-------- Supplied data --------
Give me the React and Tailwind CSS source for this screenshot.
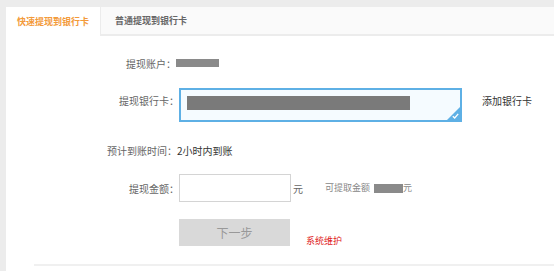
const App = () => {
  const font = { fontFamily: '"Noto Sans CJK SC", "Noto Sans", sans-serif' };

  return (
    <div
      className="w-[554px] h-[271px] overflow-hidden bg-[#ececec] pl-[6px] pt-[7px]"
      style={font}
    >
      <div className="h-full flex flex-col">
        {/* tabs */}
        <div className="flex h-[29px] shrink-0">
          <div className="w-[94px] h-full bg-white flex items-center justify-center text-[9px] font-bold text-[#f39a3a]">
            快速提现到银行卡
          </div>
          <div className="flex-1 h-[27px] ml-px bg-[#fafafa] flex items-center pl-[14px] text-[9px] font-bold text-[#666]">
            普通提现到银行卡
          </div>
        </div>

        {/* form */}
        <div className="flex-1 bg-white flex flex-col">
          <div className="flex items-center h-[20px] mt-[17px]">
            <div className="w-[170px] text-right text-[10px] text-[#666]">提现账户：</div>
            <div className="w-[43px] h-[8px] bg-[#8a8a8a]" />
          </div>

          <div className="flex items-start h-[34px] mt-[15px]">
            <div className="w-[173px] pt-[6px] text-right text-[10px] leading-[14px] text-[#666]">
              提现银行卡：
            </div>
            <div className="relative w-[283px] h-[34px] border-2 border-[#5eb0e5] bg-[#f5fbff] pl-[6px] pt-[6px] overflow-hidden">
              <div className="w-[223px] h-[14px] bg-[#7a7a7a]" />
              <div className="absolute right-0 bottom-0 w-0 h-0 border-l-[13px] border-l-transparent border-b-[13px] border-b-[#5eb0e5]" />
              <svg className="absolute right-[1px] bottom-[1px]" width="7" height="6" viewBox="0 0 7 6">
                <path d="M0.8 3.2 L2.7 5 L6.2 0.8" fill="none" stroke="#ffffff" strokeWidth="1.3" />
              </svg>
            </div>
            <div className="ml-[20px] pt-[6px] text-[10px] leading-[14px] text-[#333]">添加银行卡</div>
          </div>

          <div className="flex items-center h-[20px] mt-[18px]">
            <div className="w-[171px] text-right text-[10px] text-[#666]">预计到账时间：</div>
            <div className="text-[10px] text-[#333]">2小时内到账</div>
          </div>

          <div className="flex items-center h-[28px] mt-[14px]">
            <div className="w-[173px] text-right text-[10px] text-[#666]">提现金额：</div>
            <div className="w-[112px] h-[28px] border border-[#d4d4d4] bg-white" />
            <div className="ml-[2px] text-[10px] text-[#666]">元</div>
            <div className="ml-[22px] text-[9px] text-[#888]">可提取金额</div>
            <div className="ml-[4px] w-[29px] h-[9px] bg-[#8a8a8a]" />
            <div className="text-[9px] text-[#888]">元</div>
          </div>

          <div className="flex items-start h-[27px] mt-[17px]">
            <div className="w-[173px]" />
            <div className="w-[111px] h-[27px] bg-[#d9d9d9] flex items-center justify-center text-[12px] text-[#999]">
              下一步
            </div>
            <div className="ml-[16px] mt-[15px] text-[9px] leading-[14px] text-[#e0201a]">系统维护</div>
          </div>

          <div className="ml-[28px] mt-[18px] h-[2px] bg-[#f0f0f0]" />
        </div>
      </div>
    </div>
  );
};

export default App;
--------
- What is expected
Reproduce all of the material exactly, apart from the pictures.

- Worked answer
Give me the React and Tailwind CSS source for this screenshot.
const App = () => {
  const font = { fontFamily: '"Noto Sans CJK SC", "Noto Sans", sans-serif' };

  return (
    <div
      className="w-[554px] h-[271px] overflow-hidden bg-[#ececec] pl-[6px] pt-[7px]"
      style={font}
    >
      <div className="h-full flex flex-col">
        {/* tabs */}
        <div className="flex h-[29px] shrink-0">
          <div className="w-[94px] h-full bg-white flex items-center justify-center text-[9px] font-bold text-[#f39a3a]">
            快速提现到银行卡
          </div>
          <div className="flex-1 h-[27px] ml-px bg-[#fafafa] flex items-center pl-[14px] text-[9px] font-bold text-[#666]">
            普通提现到银行卡
          </div>
        </div>

        {/* form */}
        <div className="flex-1 bg-white flex flex-col">
          <div className="flex items-center h-[20px] mt-[17px]">
            <div className="w-[170px] text-right text-[10px] text-[#666]">提现账户：</div>
            <div className="w-[43px] h-[8px] bg-[#8a8a8a]" />
          </div>

          <div className="flex items-start h-[34px] mt-[15px]">
            <div className="w-[173px] pt-[6px] text-right text-[10px] leading-[14px] text-[#666]">
              提现银行卡：
            </div>
            <div className="relative w-[283px] h-[34px] border-2 border-[#5eb0e5] bg-[#f5fbff] pl-[6px] pt-[6px] overflow-hidden">
              <div className="w-[223px] h-[14px] bg-[#7a7a7a]" />
              <div className="absolute right-0 bottom-0 w-0 h-0 border-l-[13px] border-l-transparent border-b-[13px] border-b-[#5eb0e5]" />
              <svg className="absolute right-[1px] bottom-[1px]" width="7" height="6" viewBox="0 0 7 6">
                <path d="M0.8 3.2 L2.7 5 L6.2 0.8" fill="none" stroke="#ffffff" strokeWidth="1.3" />
              </svg>
            </div>
            <div className="ml-[20px] pt-[6px] text-[10px] leading-[14px] text-[#333]">添加银行卡</div>
          </div>

          <div className="flex items-center h-[20px] mt-[18px]">
            <div className="w-[171px] text-right text-[10px] text-[#666]">预计到账时间：</div>
            <div className="text-[10px] text-[#333]">2小时内到账</div>
          </div>

          <div className="flex items-center h-[28px] mt-[14px]">
            <div className="w-[173px] text-right text-[10px] text-[#666]">提现金额：</div>
            <div className="w-[112px] h-[28px] border border-[#d4d4d4] bg-white" />
            <div className="ml-[2px] text-[10px] text-[#666]">元</div>
            <div className="ml-[22px] text-[9px] text-[#888]">可提取金额</div>
            <div className="ml-[4px] w-[29px] h-[9px] bg-[#8a8a8a]" />
            <div className="text-[9px] text-[#888]">元</div>
          </div>

          <div className="flex items-start h-[27px] mt-[17px]">
            <div className="w-[173px]" />
            <div className="w-[111px] h-[27px] bg-[#d9d9d9] flex items-center justify-center text-[12px] text-[#999]">
              下一步
            </div>
            <div className="ml-[16px] mt-[15px] text-[9px] leading-[14px] text-[#e0201a]">系统维护</div>
          </div>

          <div className="ml-[28px] mt-[18px] h-[2px] bg-[#f0f0f0]" />
        </div>
      </div>
    </div>
  );
};

export default App;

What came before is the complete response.